But, the coffees are here, we've test-roasted them and are feeling happy about them, and Shep and I are stoked to start roasting them for all of you this week.
A bit of a preamble: we've been buying coffee from AProCafé for four years now, and the association head and a few of the farmers are personal friends of mine from just shy of a year living in Guatemala from 2010-2011. For the past few years, we've been roasting coffee from the whole group as Atitlán el Grano, and supporting the group in leaf rust prevention and other quality efforts. This year, on top of funds raised through Sister Winter, we're setting aside $0.20 for each pound of unroasted Atitlán el Grano to support the group in improved farming practices.

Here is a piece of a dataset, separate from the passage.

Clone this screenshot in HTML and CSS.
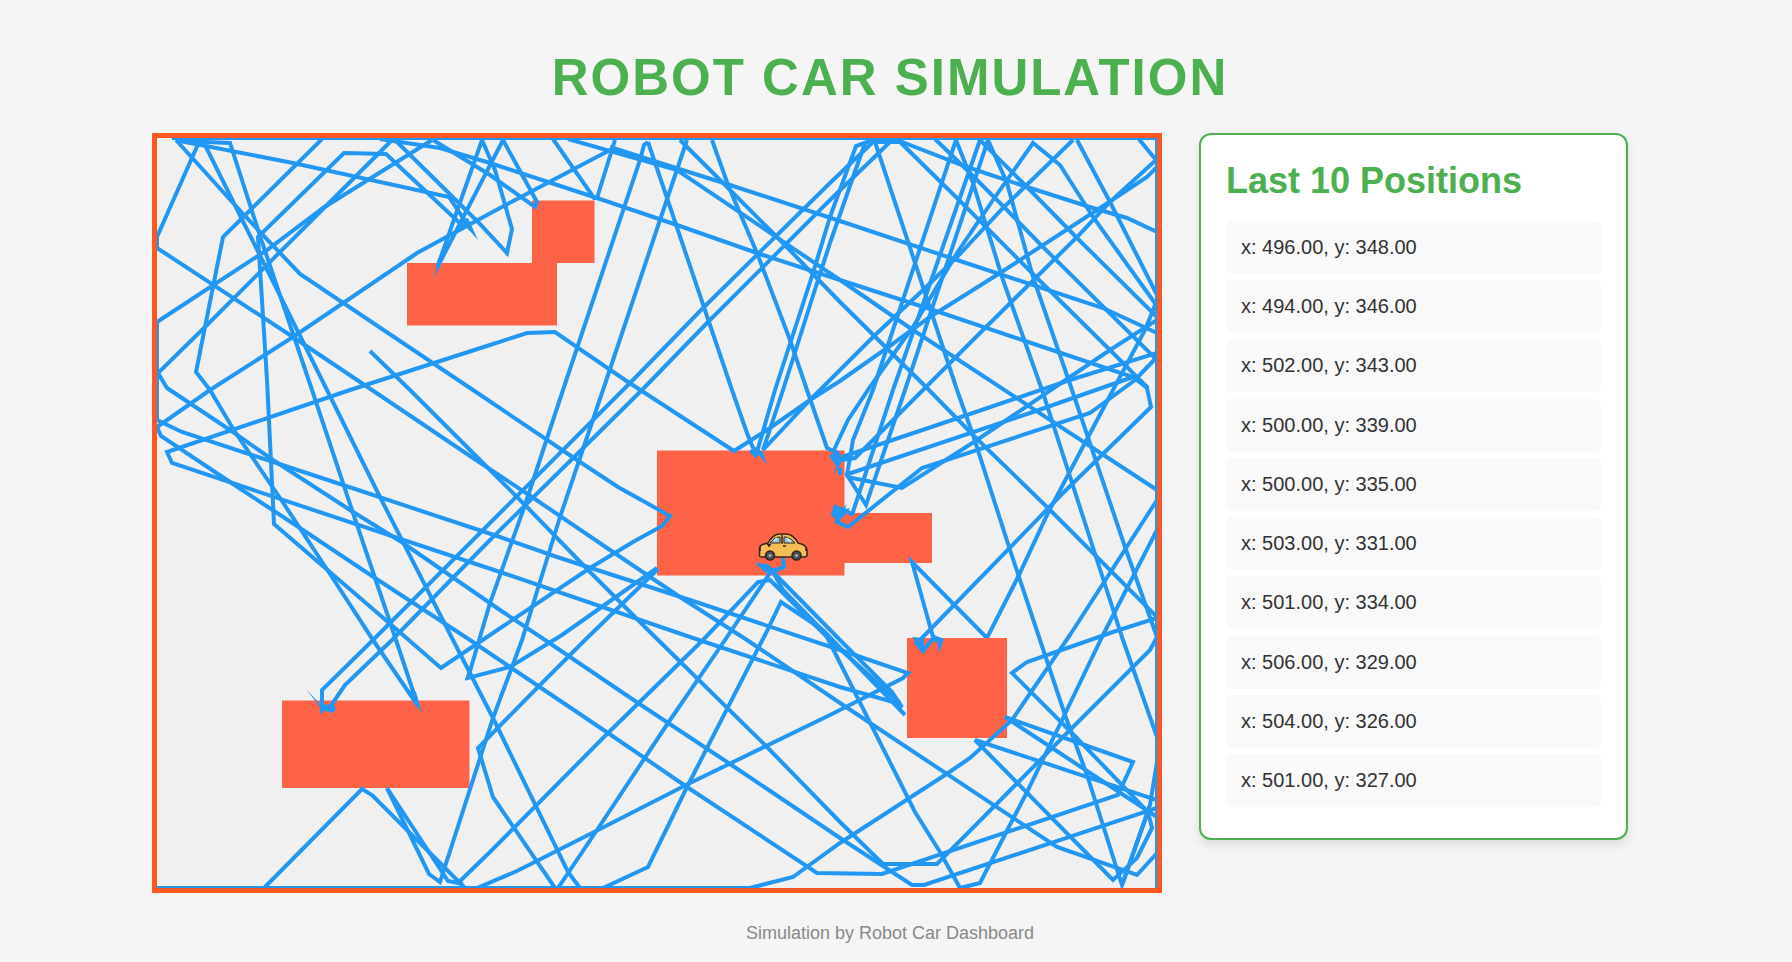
FILE: index.html
```html
<!DOCTYPE html>
<html lang="en">
<head>
<meta charset="utf-8">
<title>Robot Car Simulation</title>
<link rel="stylesheet" href="styles.css">
</head>
<body>
<h1 class="title">Robot Car Simulation</h1>
<main class="layout">
  <svg class="arena" viewBox="157 138 1000 750" role="img" aria-label="Robot car path">
    <g class="obstacles">
      <rect x="407" y="263" width="150" height="62.5"/>
      <rect x="532" y="200.500" width="62.5" height="62.5"/>
      <rect x="657" y="450.5" width="187.5" height="125"/>
      <rect x="844" y="513" width="88" height="50"/>
      <rect x="907" y="638" width="100" height="100"/>
      <rect x="282" y="700.5" width="187.5" height="87.5"/>
    </g>
    <g class="trail">
      <path d="M172 138H1157V888M157 888H750M157 322V420"/>
      <path d="M176 140L244 215L300 274L473 390L580 462L618 487L670 516L662 526L633 542L590 568L490 635L441 668L388 622L274 524L267 380L258 237L344 153L386 154L465 228"/>
      <path d="M471 230L449 197L293 163L180 141L230 143L261 239L312 390L353 513L395 637L418 706L373 640L332 577L280 498L235 432L210 390L196 372L223 237L322 139"/>
      <path d="M204 143L323 382L380 497L453 640L493 718L568 872L580 888"/>
      <path d="M199 142L157 237V248L293 337L372 390L473 458L532 497L613 552L680 597L747 640L840 703L1057 847L1137 875L1157 853"/>
      <path d="M370 351L410 390L483 463L525 505L590 572L653 635L767 747L840 822L883 864H937L1070 730L1150 650L1157 637"/>
      <path d="M432 140L323 208L267 250L157 322"/>
      <path d="M392 140L310 222L205 327L158 373L167 388L233 432L273 460L350 510L403 543L500 610L545 640L638 703L730 764L840 838L912 885H924L1157 808"/>
      <path d="M395 140L478 222L507 253L512 229L495 170L482 140L438 265M437 268L503 140L537 202L535 207L490 175L433 140"/>
      <path d="M380 139L440 148L490 163L597 198L677 225L757 253L840 280L933 310L1043 347L1133 377L1147 388L1151 407L1063 493L920 640"/>
      <path d="M610 150L500 208L417 253L293 337L210 390L157 427L161 436L230 482L303 530L375 578L470 640L510 667L608 733L687 787L817 873L882 874L1118 795L1133 762L1005 717L1157 817"/>
      <path d="M568 139L677 170L840 280L913 330L1157 490"/>
      <path d="M610 147L657 162L730 185L840 221L957 260L1103 308L1157 333"/>
      <path d="M553 139L594 198H597L615 140"/>
      <path d="M648 142L644 145L640 160L563 390L525 505L490 603L468 678L510 667L562 635L657 568"/>
      <path d="M648 142L667 198L732 390L747 433L753 448"/>
      <path d="M687 140L660 220L603 390L560 517L522 640L493 718L440 882L429 874L387 788L448 881L463 884"/>
      <path d="M680 140L723 183L777 237L840 302L927 388L973 435L1050 510L1157 617"/>
      <path d="M712 140L728 185L757 253L790 340L807 390L827 448L836 452"/>
      <path d="M873 142L830 183L703 308L633 380L490 523L373 640L322 690V708"/>
      <path d="M890 142L830 200L708 322L642 390L490 540L392 640L345 685L330 707"/>
      <path d="M873 140L856 146L830 217L813 273L775 390L757 452"/>
      <path d="M865 143L830 243L818 280L783 390L763 450L810 400L873 337L923 290L957 257L1003 208L1073 140"/>
      <path d="M477 888L517 871L598 830L690 783L830 715L903 678L908 673L840 650L690 600L557 557L500 537L343 485L182 432L157 420"/>
      <path d="M902 708L897 703L840 687L690 637L500 572L172 463L167 452L350 390L490 345L527 333L555 332L625 380L734 451L767 430L810 400L840 381L887 348L930 317L1000 273L1097 210L1147 177L1157 167"/>
      <path d="M658 569L585 640L538 687L478 748L493 797L555 888"/>
      <path d="M264 888L362 789L372 795L410 833L465 888"/>
      <path d="M459 882L490 852L608 733L703 640L758 582L770 580L830 640L900 703"/>
      <path d="M770 573L725 640L668 723L597 830L558 888"/>
      <path d="M603 888L648 867L687 787L765 635L781 602L823 630L905 715"/>
      <path d="M773 572L783 590L825 633L915 812L940 852L960 888L980 883L1027 792L1063 718L1103 635L1157 530"/>
      <path d="M773 572L840 640L892 692L902 707"/>
      <path d="M750 888L793 877L840 843L945 775L970 758L1012 720L1070 635L1157 500"/>
      <path d="M875 142L925 293L957 390L973 435L1010 550L1040 640L1065 715L1087 775L1122 885L1150 805L1157 762"/>
      <path d="M1122 885L1148 812"/>
      <path d="M956 140L873 390L853 440L847 475"/>
      <path d="M956 140L973 183L1003 280L1042 390L1097 560L1123 640L1157 737"/>
      <path d="M988 140L1007 183L1033 277L1072 390L1125 547L1157 637"/>
      <path d="M980 140L893 390L852 515M988 140L905 390L866 505L847 475"/>
      <path d="M833 452L848 420L870 387L913 327L957 253L993 200L1033 143L1060 165L1093 217L1157 306"/>
      <path d="M1077 140L1110 202L1157 295"/>
      <path d="M980 140L1027 187L1077 238L1157 317"/>
      <path d="M935 139L967 170L1005 208L1043 247L1157 360"/>
      <path d="M898 140L957 198L1037 278L1113 353L1148 388"/>
      <path d="M873 142H902L967 167L1027 187L1093 208L1127 218L1157 232"/>
      <path d="M1138 138L1156 160L1110 202L1077 237L983 330L923 390L855 458L842 460"/>
      <path d="M1157 320L1110 350L1070 377L977 440L902 488L847 477"/>
      <path d="M1157 353L1070 380L967 415L842 457"/>
      <path d="M1133 377L1033 412L845 475"/>
      <path d="M1157 357L1135 380L1090 413L922 468L848 527L835 521"/>
      <path d="M1157 300L1145 330L1113 390L1068 475L1048 513L1018 577L988 636H985L912 562L933 637"/>
      <path d="M1157 618L1113 632L1027 662L1012 673L1070 731L1148 812L1152 828L1137 858L1113 880L975 740L1157 800"/>
      <path d="M753 448L760 453M326 710L333 708M831 455L841 462M836 505L833 514L840 521M838 508L848 512L853 515M840 475V468M915 641L923 651L934 637L940 642M783 558L784 567L773 571"/>
    </g>
    <path class="tips" d="M306 689L320 704L334 705L336 710L332 713L326 710L320 714L320 707ZM416 692L422 714L408 690ZM478 240L460 220L468 218ZM434 279L438 260L448 246ZM749 451L753 448L763 452L767 465L759 455L755 458ZM829 456L838 450L843 460L834 475L836 466ZM832 511L838 506L842 509L847 504L845 509L850 508L846 513L843 518L837 517ZM755 563L768 564L775 570L785 568L774 574L766 573ZM912 637L924 638L924 651ZM930 641L934 635L944 639L939 653L937 642ZM465 680L474 676L468 670ZM173 138H186V144Z"/>
    <g class="car">
      <path class="car-body" d="M759.500 556V548Q760 545 764 544L768 543Q773 534 780 534H786Q793 534 798 543Q807 545 807 550V555Q807 557 804 557H762Q760 557 759.500 556Z"/>
      <path class="car-glass" d="M770 543Q774 537 779 537H780V543ZM784 537H786Q791 538 795 543H784Z"/>
      <path class="car-shine" d="M774 541L777 538M787 538L791 542"/>
      <path class="car-line" d="M782 535V544M767 544.500H771M768 546H770M783 546H786M760 547V551M806 548V551"/>
      <circle cx="770" cy="555.500" r="4.500"/><circle cx="796.500" cy="555.500" r="4.500"/>
      <circle class="car-hub" cx="770" cy="555.500" r="1.500"/><circle class="car-hub" cx="796.500" cy="555.500" r="1.500"/>
    </g>
  </svg>
  <section class="panel">
    <h2 class="panel-title">Last 10 Positions</h2>
    <ul class="positions">
      <li>x: 496.00, y: 348.00</li>
      <li>x: 494.00, y: 346.00</li>
      <li>x: 502.00, y: 343.00</li>
      <li>x: 500.00, y: 339.00</li>
      <li>x: 500.00, y: 335.00</li>
      <li>x: 503.00, y: 331.00</li>
      <li>x: 501.00, y: 334.00</li>
      <li>x: 506.00, y: 329.00</li>
      <li>x: 504.00, y: 326.00</li>
      <li>x: 501.00, y: 327.00</li>
    </ul>
  </section>
</main>
<footer class="footer">Simulation by Robot Car Dashboard</footer>
</body>
</html>
```
FILE: styles.css
```css
* { box-sizing: border-box; }
body {
  margin: 0;
  padding: 48px 12px 16px 0;
  background: #f5f5f5;
  color: #333;
  font-family: "Liberation Sans", Arial, sans-serif;
}
.title {
  margin: 0 0 25px;
  color: #4caf50;
  font-size: 51px;
  line-height: 60px;
  letter-spacing: 2px;
  text-align: center;
  text-transform: uppercase;
}
.layout {
  display: grid;
  grid-template-columns: minmax(0, 1010px) 429px;
  justify-content: center;
  align-items: start;
  gap: 37px;
}
.arena {
  display: block;
  width: 100%;
  border: 5px solid #ff5722;
  background: #f0f0f0;
}
.obstacles { fill: #ff6347; }
.trail { fill: none; stroke: #2196f3; stroke-width: 4; }
.tips { fill: #2196f3; }
.car { stroke: #33231a; stroke-width: 1.5; fill: #46505a; }
.car-body { fill: #f5bd55; }
.car-glass { fill: #91c7d8; stroke-width: 1; }
.car-shine { stroke: #d5edf3; fill: none; }
.car-line { fill: none; }
.car .car-hub { fill: #a7b0b8; stroke: none; }
.panel {
  padding: 25px 25px 31px;
  border: 2px solid #4caf50;
  border-radius: 12px;
  background: #fff;
  box-shadow: 0 5px 10px rgba(0, 0, 0, 0.1);
}
.panel-title {
  margin: 0 0 20px;
  color: #4caf50;
  font-size: 36px;
  line-height: 41px;
}
.positions {
  display: flex;
  flex-direction: column;
  justify-content: space-between;
  min-height: 586px;
  margin: 0;
  padding: 0;
  list-style: none;
}
.positions li {
  padding: 15px;
  border-radius: 6px;
  background: #f9f9f9;
  font-size: 20px;
  line-height: 23px;
}
.footer {
  margin-top: 30px;
  color: #888;
  font-size: 18px;
  line-height: 20px;
  text-align: center;
}
```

Additionally, for three years running, we've paid some individual famers more for exceptional coffee, showcasing these coffees through the fall and early winter months. The coffees never seem to come soon enough for me - it's a project for 2018. Finally though, we're launching these microlots with a returning fave, Don Pedro.
This year we'll feature three microlots as single origin, with each in our lineup for 1-2 months, and a bit of overlap between lots. Don Pedro's first to bat, followed by a new set of growers, Familia Sosa. Don Manuel Tzic Saso (below), who's been our go-to since year one of the program, will be last to the plate. Finally, Doña Lucinda Puac Pérez's coffee will play a prominent role in this year's Sister Winter blend, with a portion of proceeds going back to AProCafé.
Anyway, Pedro Trejo is first, and we think his coffee is super delicious. We think it's well-rounded and balanced, so it won't throw any more traditional coffee drinkers for too big of a loop. But it also has some stellar tangerine brightness, plus subtle apricot, peach, and raisin flavors that help it stand out as an exceptional coffee. Drink up!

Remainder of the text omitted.